Este año la causa despertó de su letargo, acicateada por los medios que
pedían "una condena ejemplar" para "limpiar" la política brasileña, en
coincidencia sospechosa con las elecciones regionales en las que el PT
logró imponerse en distritos clave como San Pablo, gracias a la crucial
incursión de Lula a favor de su candidato Fernando Haddad.
Hubo disidencias entre los jueces supremos, porque no había pruebas
concretas de delito: según los acusados el dinero girado a los
legisladores era el pago de deudas contraídas por sus partidos durante
la campaña, como ha sido habitual desde la vuelta a la democracia en
Brasil.
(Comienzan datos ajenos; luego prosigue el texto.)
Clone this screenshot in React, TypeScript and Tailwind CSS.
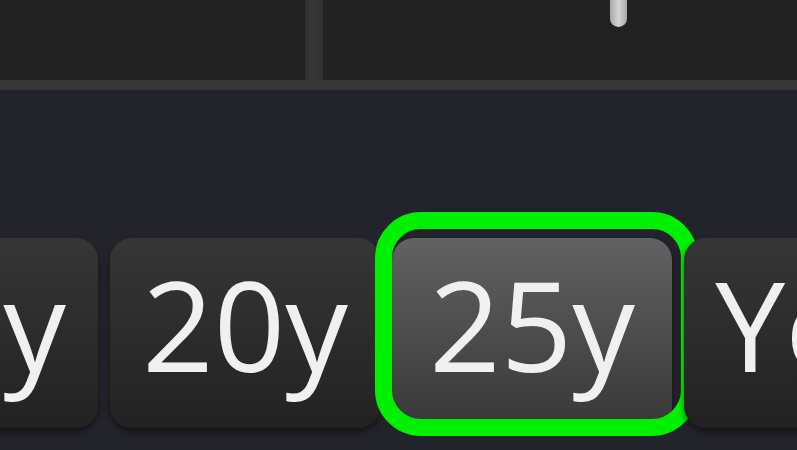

Alguno de los magistrados, como Carlos Ayres Britto, reclamó
cambiar el modelo de negociación en vigencia. "El sentido de las
alianzas es el de su transitoriedad", sostuvo, para criticar lo que
llamó las alianzas ad aeternum, "que implican un condicionamiento
material a la hora de las votaciones". Otro juez desestimó una acusación
proveniente de un testigo tan poco creíble.
Pero el primer juez negro en la historia de la Corte Suprema brasileña,
Joaquim Barbosa, se ganó su momento de gloria mediática al sostener la
acusación hasta sus últimas consecuencias con el argumento de que si ese
sistema corrupto existió, la máxima dirigencia del partido no lo podía
ignorar.
Dirceu fue condenado a siete años y once meses de cárcel, Genoino a seis
años y once meses. Sobre Valerio recayó la mayor condena: 40 años a la
sombra. Por eso no extraña que a pocas semanas de la sentencia se
decidiera a prender el ventilador. ¿Y dónde lo iba a hacer sino ante
Veja? Allí declaró que Lula no solo sabía en qué consistía el mensalão,
sino que se benefició en forma personal. En busca, claro está, de
reducir su sentencia en premio a su delación. O de que el PT haga algo
para evitarle su ominoso futuro. Barbosa ya dijo que corresponde
investigar al ex tornero. La falta de pruebas no parece un obstáculo.
Rodeado de sudorosos trabajadores de la industria, en el cordón paulista
donde encontró su lugar en el mundo, Lula dijo lo suyo. "Un canalla
(por Valerio), hablando mal de mí en una sala con aire acondicionado, va
a perder. Hay gente que piensa que soy un burro. Pero yo sé el juego
que plantean. Ellos (el establishment) gobernaron Brasil desde que
Pedro Alvares Cabral llegó aquí (en 1500) y no aceptan pacíficamente lo
que logramos en ocho años de gobierno".
Después atribuyó los ataques al éxito de su gestión, que por otro lado
es innegable. "Sólo existe una posibilidad de que me derroten –desafió–,
que trabajen más que yo." Algo poco probable en gente que mantuvo la
esclavitud hasta las puertas del siglo XX.